2. Discussion of Background
Although seismic amplitude is affected by many factors, AVO techniques have shown to be useful for direct hydrocarbon indication over the past three decades, especially for gas sand reservoir in the clastic depositional settings. In contrast, the application to identify shallow gas and gas hydrate has not reached the same level. Gas hydrates refer to naturally occurring solid composed of crystallized water (ice) molecules containing molecules of natural gas, which may be mainly methane and higher order hydrocarbons. When the term hydrate is used in the context of this application, gas hydrates are meant. Ecker et al. (1998) use rock physics-based AVO modeling to investigate the internal structure of hydrate-bearing sediments offshore Florida. Carcione and Tinivella (2000) compute AVO curves for consolidated Berea sandstone with gas hydrate and free gas. Furthermore, a few studies attempt to separate hydrate-bearing sediments (gas hydrate without free gas below) from hydrate-over-gas sediments (gas hydrate overlies free gas) from seismic amplitude; both are drilling hazards but different drilling strategies and protocols should be applied. The present invention provides a novel AVO modeling technique found to robustly and reliably perform the differentiation.

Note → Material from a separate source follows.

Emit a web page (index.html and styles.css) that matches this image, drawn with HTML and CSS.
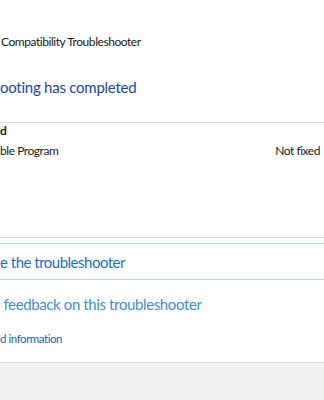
FILE: index.html
```html
<!DOCTYPE html>
<html lang="en">
<head>
    <meta charset="UTF-8">
    <meta name="viewport" content="width=device-width, initial-scale=1.0">
    <title>Compatibility Troubleshooter</title>
    <link rel="stylesheet" href="styles.css">
</head>
<body>
    <div class="window">
        <div class="content">
            <div class="title">Compatibility Troubleshooter</div>
            <h1 class="instruction">ooting has completed</h1>

            <div class="results">
                <div class="results-head">d</div>
                <div class="result-row">
                    <span>ble Program</span>
                    <span class="result-status">Not fixed</span>
                </div>
            </div>

            <div class="command-link">
                <a href="#">e the troubleshooter</a>
            </div>

            <div class="feedback-link">
                <a href="#">&nbsp;feedback on this troubleshooter</a>
            </div>

            <div class="detail-link">
                <a href="#">d information</a>
            </div>
        </div>

        <div class="footer"></div>
    </div>
</body>
</html>
```

FILE: styles.css
```css
body {
    margin: 0;
    background: #ffffff;
    font-family: Lato, "Noto Sans", sans-serif;
    color: #1a1a1a;
    letter-spacing: -0.45px;
    overflow: hidden;
}
.window {
    width: 324px;
    height: 400px;
    display: flex;
    flex-direction: column;
}
.content {
    flex: 1;
    padding-top: 34px;
}
.title {
    font-size: 12px;
    line-height: 16px;
    padding-left: 1px;
}
.instruction {
    margin: 26px 0 0 0;
    font-size: 15px;
    line-height: 22px;
    font-weight: normal;
    letter-spacing: -0.25px;
    color: #1c47a8;
}
.results {
    margin-top: 24px;
    height: 114px;
    border-top: 1px solid #d9d9d9;
    border-bottom: 1px solid #d9d9d9;
}
.results-head {
    padding-top: 1px;
    font-size: 12px;
    line-height: 14px;
    font-weight: bold;
}
.result-row {
    display: flex;
    justify-content: space-between;
    margin-top: 5px;
    padding-right: 4px;
    font-size: 12px;
    line-height: 16px;
}
.command-link {
    margin-top: 5px;
    height: 35px;
    border-top: 1px solid #b5d5f3;
    border-bottom: 1px solid #b5d5f3;
    display: flex;
    align-items: center;
}
.command-link a,
.feedback-link a {
    font-size: 15px;
    line-height: 22px;
    color: #1a6fd0;
    letter-spacing: -0.5px;
    text-decoration: none;
}
.feedback-link {
    margin-top: 13px;
}
.feedback-link a {
    color: #3d8de0;
    letter-spacing: -0.38px;
}
.detail-link {
    margin-top: 12px;
}
.detail-link a {
    font-size: 11.5px;
    line-height: 16px;
    color: #1f5fc4;
    text-decoration: none;
}
.footer {
    height: 37px;
    background: #f0f0f0;
    border-top: 1px solid #dfdfdf;
}
```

In Shuey's two-term approximation to the Zoeppritz equations, the P-wave reflection coefficient can be approximately written as a function with two parameters: AVO intercept (A) and AVO gradient (B) (Shuey, 1985). In general, deepwater sediments follow normal compaction processes, which define background trends. AVO anomalies can be observed from the crossplot of the intercept and gradient because they deviate from the background trend. Rutherford and Williams divided AVO anomalies into three categories (Classes I, II and III) based on normal incidence reflection coefficient (1989). Castagna and others proposed an additional category, Class IV, and presented the anomalies in terms of locations in the crossplot (Castagna et al., 1997 and Castagna and Swan, 1998). In this study, we investigate the AVO anomalies related to gas hydrate and/or free gas by simulating their AVO reflection coefficient responses and intercept and gradient in the A-B plane.
The AVO classification presented by Rutherford and Williams (1989) and Castagna and Swan (1997) has become the industry standard for AVO analysis for oil and gas exploration. They classify gas sand responses into four classes. Class I is high impedance sand underlying low impedance shale and has a positive intercept and negative gradient for top of gas sand. Class II is characterized by a small impedance contrast for which the impedance of the sand is about the same as the overlying shale, the gradient is negative and the intercept may be negative or positive. Class III has a low impedance sand underlying high impedance shale characterized by increasing amplitude with offset; Class IV also has low impedance sand underlying high impedance shale but exhibits amplitude decreasing with offset. Thus the intercepts are negative for both Class III and Class IV whereas the gradients are negative for Class III and positive for Class IV.